Raw data start

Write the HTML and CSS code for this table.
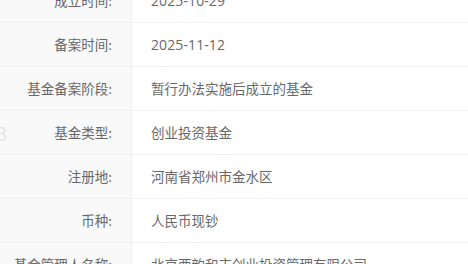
FILE: index.html
```html
<!DOCTYPE html>
<html lang="zh-CN">
<head>
    <meta charset="UTF-8" />
    <meta name="viewport" content="width=device-width, initial-scale=1.0"/>
    <title>基金信息</title>
    <link rel="stylesheet" href="styles.css">
</head>
<body>
    <div class="fund-info">
        <span class="watermark">3</span>
        <table class="info-table">
            <tr>
                <th>成立时间:</th>
                <td><span class="num">2025-10-29</span></td>
            </tr>
            <tr>
                <th>备案时间:</th>
                <td><span class="num">2025-11-12</span></td>
            </tr>
            <tr>
                <th>基金备案阶段:</th>
                <td>暂行办法实施后成立的基金</td>
            </tr>
            <tr>
                <th>基金类型:</th>
                <td>创业投资基金</td>
            </tr>
            <tr>
                <th>注册地:</th>
                <td>河南省郑州市金水区</td>
            </tr>
            <tr>
                <th>币种:</th>
                <td>人民币现钞</td>
            </tr>
            <tr>
                <th>基金管理人名称:</th>
                <td>北京西韵和丰创业投资管理有限公司</td>
            </tr>
        </table>
    </div>
</body>
</html>
```

FILE: styles.css
```css
body {
    margin: 0;
    background-color: #fff;
    font-family: "Noto Sans CJK SC", "Noto Sans", sans-serif;
    overflow: hidden;
}

.fund-info {
    position: relative;
    margin-top: -22px; /* list is scrolled part way down */
}

.info-table {
    width: 100%;
    border-collapse: collapse;
    font-size: 13.5px;
    color: #686868;
}

.info-table tr {
    height: 44px;
    border-bottom: 1px solid #f0f0f0;
}

.info-table th {
    width: 112px;
    padding: 0 19px 0 0;
    text-align: right;
    font-weight: normal;
    background-color: #f9f9f9;
    border-right: 1px solid #eee;
    white-space: nowrap;
}

.info-table td {
    padding: 0 0 0 19px;
    text-align: left;
    white-space: nowrap;
}

/* dates use a wider latin face */
.info-table .num {
    font-family: "Open Sans", "Noto Sans CJK SC", sans-serif;
    font-size: 14px;
    letter-spacing: 0.1px;
}

/* faint mark peeking in from the left edge */
.watermark {
    position: absolute;
    left: -3px;
    top: 142px;
    font-size: 18px;
    color: #e4e4e4;
}
```
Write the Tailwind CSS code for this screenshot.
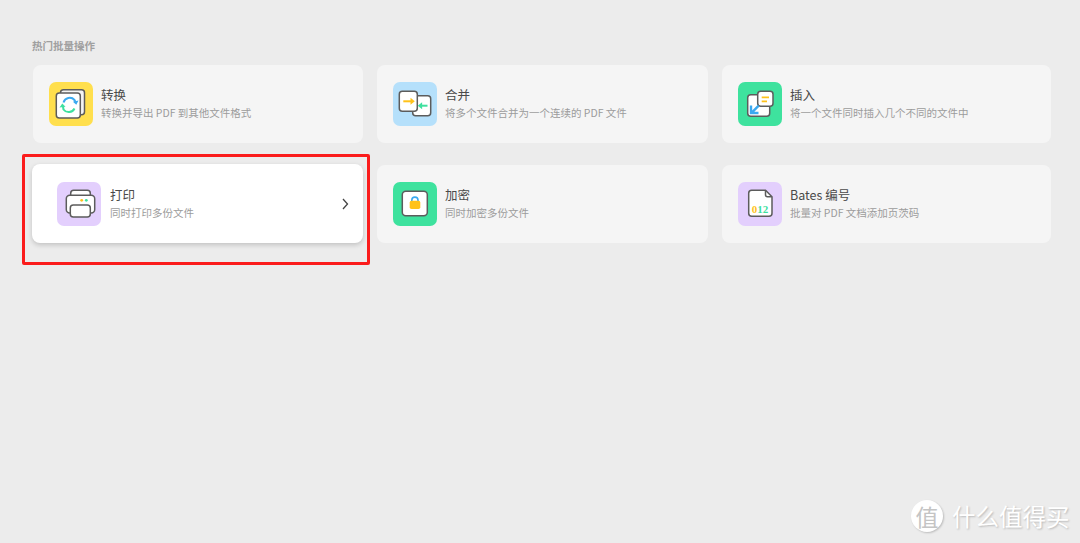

Raw data end

Written problem —
Excluding the pictures, reproduce every entry exactly as given.

Solution to this problem —
Write the HTML and CSS code for this table.
FILE: index.html
```html
<!DOCTYPE html>
<html lang="zh-CN">
<head>
    <meta charset="UTF-8" />
    <meta name="viewport" content="width=device-width, initial-scale=1.0"/>
    <title>基金信息</title>
    <link rel="stylesheet" href="styles.css">
</head>
<body>
    <div class="fund-info">
        <span class="watermark">3</span>
        <table class="info-table">
            <tr>
                <th>成立时间:</th>
                <td><span class="num">2025-10-29</span></td>
            </tr>
            <tr>
                <th>备案时间:</th>
                <td><span class="num">2025-11-12</span></td>
            </tr>
            <tr>
                <th>基金备案阶段:</th>
                <td>暂行办法实施后成立的基金</td>
            </tr>
            <tr>
                <th>基金类型:</th>
                <td>创业投资基金</td>
            </tr>
            <tr>
                <th>注册地:</th>
                <td>河南省郑州市金水区</td>
            </tr>
            <tr>
                <th>币种:</th>
                <td>人民币现钞</td>
            </tr>
            <tr>
                <th>基金管理人名称:</th>
                <td>北京西韵和丰创业投资管理有限公司</td>
            </tr>
        </table>
    </div>
</body>
</html>
```

FILE: styles.css
```css
body {
    margin: 0;
    background-color: #fff;
    font-family: "Noto Sans CJK SC", "Noto Sans", sans-serif;
    overflow: hidden;
}

.fund-info {
    position: relative;
    margin-top: -22px; /* list is scrolled part way down */
}

.info-table {
    width: 100%;
    border-collapse: collapse;
    font-size: 13.5px;
    color: #686868;
}

.info-table tr {
    height: 44px;
    border-bottom: 1px solid #f0f0f0;
}

.info-table th {
    width: 112px;
    padding: 0 19px 0 0;
    text-align: right;
    font-weight: normal;
    background-color: #f9f9f9;
    border-right: 1px solid #eee;
    white-space: nowrap;
}

.info-table td {
    padding: 0 0 0 19px;
    text-align: left;
    white-space: nowrap;
}

/* dates use a wider latin face */
.info-table .num {
    font-family: "Open Sans", "Noto Sans CJK SC", sans-serif;
    font-size: 14px;
    letter-spacing: 0.1px;
}

/* faint mark peeking in from the left edge */
.watermark {
    position: absolute;
    left: -3px;
    top: 142px;
    font-size: 18px;
    color: #e4e4e4;
}
```
Write the Tailwind CSS code for this screenshot.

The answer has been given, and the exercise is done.